Rev 2785: nuke _read_tree_state and snapshot from inventory, moving responsibility into the commit builder. in http://people.ubuntu.com/~robertc/baz2.0/commit
Robert Collins
robertc at robertcollins.net
Wed Sep 5 06:51:54 BST 2007
At http://people.ubuntu.com/~robertc/baz2.0/commit
------------------------------------------------------------
revno: 2785
revision-id: robertc at robertcollins.net-20070905055134-pwbueao0qq6krf9u
parent: robertc at robertcollins.net-20070905035316-1gp1s0fx6gmvbnqu
committer: Robert Collins <robertc at robertcollins.net>
branch nick: commit
timestamp: Wed 2007-09-05 15:51:34 +1000
message:
nuke _read_tree_state and snapshot from inventory, moving responsibility into the commit builder.
modified:
bzrlib/commit.py commit.py-20050511101309-79ec1a0168e0e825
bzrlib/inventory.py inventory.py-20050309040759-6648b84ca2005b37
bzrlib/memorytree.py memorytree.py-20060906023413-4wlkalbdpsxi2r4y-1
bzrlib/repository.py rev_storage.py-20051111201905-119e9401e46257e3
bzrlib/tests/repository_implementations/test_commit_builder.py test_commit_builder.py-20060606110838-76e3ra5slucqus81-1
=== modified file 'bzrlib/commit.py'
--- a/bzrlib/commit.py 2007-09-02 05:37:08 +0000
+++ b/bzrlib/commit.py 2007-09-05 05:51:34 +0000
@@ -227,7 +227,6 @@
self.rev_id = None
self.specific_files = specific_files
self.allow_pointless = allow_pointless
- self.recursive = recursive
self.revprops = revprops
self.message_callback = message_callback
self.timestamp = timestamp
@@ -296,6 +295,8 @@
entries_title="Directory")
self.builder = self.branch.get_commit_builder(self.parents,
self.config, timestamp, timezone, committer, revprops, rev_id)

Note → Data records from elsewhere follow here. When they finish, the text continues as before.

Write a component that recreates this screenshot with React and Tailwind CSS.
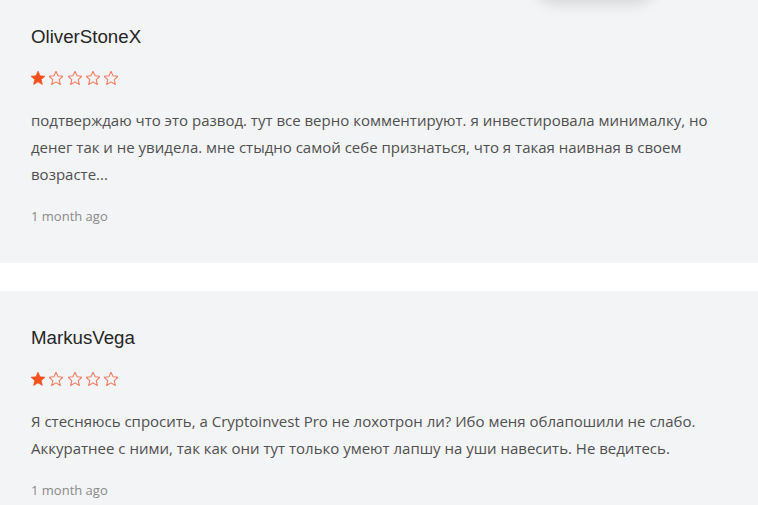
import React from 'react';

const reviews = [
  {
    name: 'OliverStoneX',
    rating: 1,
    text: 'подтверждаю что это развод. тут все верно комментируют. я инвестировала минималку, но денег так и не увидела. мне стыдно самой себе признаться, что я такая наивная в своем возрасте...',
    time: '1 month ago',
  },
  {
    name: 'MarkusVega',
    rating: 1,
    text: 'Я стесняюсь спросить, а Cryptoinvest Pro не лохотрон ли? Ибо меня облапошили не слабо. Аккуратнее с ними, так как они тут только умеют лапшу на уши навесить. Не ведитесь.',
    time: '1 month ago',
  },
];

const Star = ({ filled }) => (
  <svg width="14" height="14" viewBox="2 2.2 20 20">
    <path
      d="M12 2.5l2.9 6.6 7.1.6-5.4 4.7 1.6 7-6.2-3.7-6.2 3.7 1.6-7L2 9.7l7.1-.6z"
      fill={filled ? '#f4511e' : 'none'}
      stroke={filled ? '#f4511e' : '#f27a5e'}
      strokeWidth={filled ? 1 : 1.5}
      strokeLinejoin="round"
    />
  </svg>
);

const ReviewCard = ({ review }) => (
  <div className="bg-[#f3f4f6] px-[31px] pt-[36px] pb-[38px]">
    <div className="text-[18.7px] leading-[22px] text-[#262626] font-['Liberation_Sans',Arial,sans-serif]">
      {review.name}
    </div>
    <div className="flex gap-[4.3px] mt-[23px] h-[14px] items-center">
      {[1, 2, 3, 4, 5].map((i) => (
        <Star key={i} filled={i <= review.rating} />
      ))}
    </div>
    <p className="mt-[22px] text-[15px] leading-[27px] text-[#505050] font-['Open_Sans',sans-serif]">
      {review.text}
    </p>
    <div className="mt-[19px] text-[13px] leading-[18px] text-[#8a8a8a] font-['Open_Sans',sans-serif]">
      {review.time}
    </div>
  </div>
);

export default function App() {
  return (
    <div className="relative w-[758px] h-[505px] overflow-hidden bg-white">
      <div className="-mt-[10px] flex flex-col gap-[28px]">
        <ReviewCard review={reviews[0]} />
        <ReviewCard review={reviews[1]} />
      </div>
      {/* floating element just above the viewport, only its shadow shows */}
      <div className="absolute left-[535px] -top-[40px] w-[120px] h-[40px] rounded-full bg-[#eeeff1] shadow-[0_4px_14px_rgba(0,0,0,0.12)]" />
    </div>
  );
}
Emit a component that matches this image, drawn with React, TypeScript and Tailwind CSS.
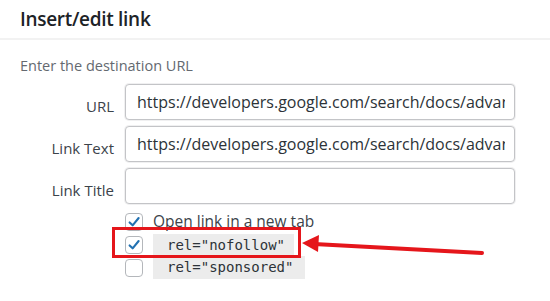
import React from 'react'

const url = 'https://developers.google.com/search/docs/advanced/guidelines/qualify-outbound-links'

function Check({ checked }: { checked?: boolean }) {
  return (
    <span className="flex h-[18px] w-[18px] shrink-0 items-center justify-center rounded-[4px] border border-[#b4b7bb] bg-white">
      {checked && (
        <svg viewBox="0 0 20 20" className="h-[18px] w-[18px]">
          <path d="M4.5 10.5 L8.3 14.2 L15.8 5" fill="none" stroke="#2271b1" strokeWidth={2.6} strokeLinecap="round" strokeLinejoin="round" />
        </svg>
      )}
    </span>
  )
}

function Field({ label, value }: { label: string; value?: string }) {
  return (
    <div className="flex items-center">
      <label className="w-[114px] shrink-0 pt-[8px] text-right text-[15px] text-[#3c434a]">{label}</label>
      <div className="ml-[11px] h-[36px] w-[390px] rounded-[4px] border border-[#c3c4c7] bg-white pl-[11px] pr-[9px] shadow-[0_0_0_1px_#f0f0f1]">
        <div className="overflow-hidden whitespace-nowrap text-[16px] leading-[34px] text-[#2c3338]">{value}</div>
      </div>
    </div>
  )
}

export default function App() {
  return (
    <div className="relative h-[301px] w-[550px] overflow-hidden bg-white" style={{ fontFamily: '"Open Sans", "Noto Sans", sans-serif' }}>
      <div className="flex h-[40px] items-center border-b-2 border-[#f2f2f2] px-[20px]">
        <h1 className="text-[19px] font-semibold tracking-[-0.3px] text-[#1d2327]">Insert/edit link</h1>
      </div>
      <p className="mt-[16px] pl-[20px] text-[14.5px] leading-[20px] text-[#646970]">Enter the destination URL</p>
      <div className="mt-[8px] flex flex-col gap-[6px]">
        <Field label="URL" value={url} />
        <Field label="Link Text" value={url} />
        <Field label="Link Title" />
      </div>
      <div className="ml-[125px] mt-[7px] flex flex-col">
        <div className="flex h-[21px] items-center gap-[10px]">
          <Check checked />
          <span className="text-[15.5px] text-[#3c434a]">Open link in a new tab</span>
        </div>
        <div className="mt-[2px] flex h-[22px] items-center gap-[10px]">
          <Check checked />
          <code className="bg-[#ececec] pl-[14px] pr-[9px] text-[14px] leading-[22px] text-[#2c3338]" style={{ fontFamily: '"DejaVu Sans Mono", monospace' }}>rel="nofollow"</code>
        </div>
        <div className="flex h-[23px] items-center gap-[10px]">
          <Check />
          <code className="bg-[#ececec] pl-[14px] pr-[12px] text-[14px] leading-[23px] text-[#2c3338]" style={{ fontFamily: '"DejaVu Sans Mono", monospace' }}>rel="sponsored"</code>
        </div>
      </div>
      <div className="absolute left-[112px] top-[227px] h-[31px] w-[189px] border-[3px] border-[#e5161b]" />
      <svg className="absolute left-0 top-0" width="550" height="301">
        <line x1="482" y1="253" x2="314" y2="244" stroke="#e5161b" strokeWidth={4} strokeLinecap="round" />
        <polygon points="302,243 319,235 318,252" fill="#e5161b" />
      </svg>
    </div>
  )
}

+ # tell the builder about the chosen recursive behaviour
+ self.builder.recursive = recursive
try:
self._update_builder_with_changes()
@@ -665,6 +666,7 @@
work_inv = self.work_tree.inventory
assert work_inv.root is not None
entries = work_inv.iter_entries()
+ # XXX: Note that entries may have the wrong kind.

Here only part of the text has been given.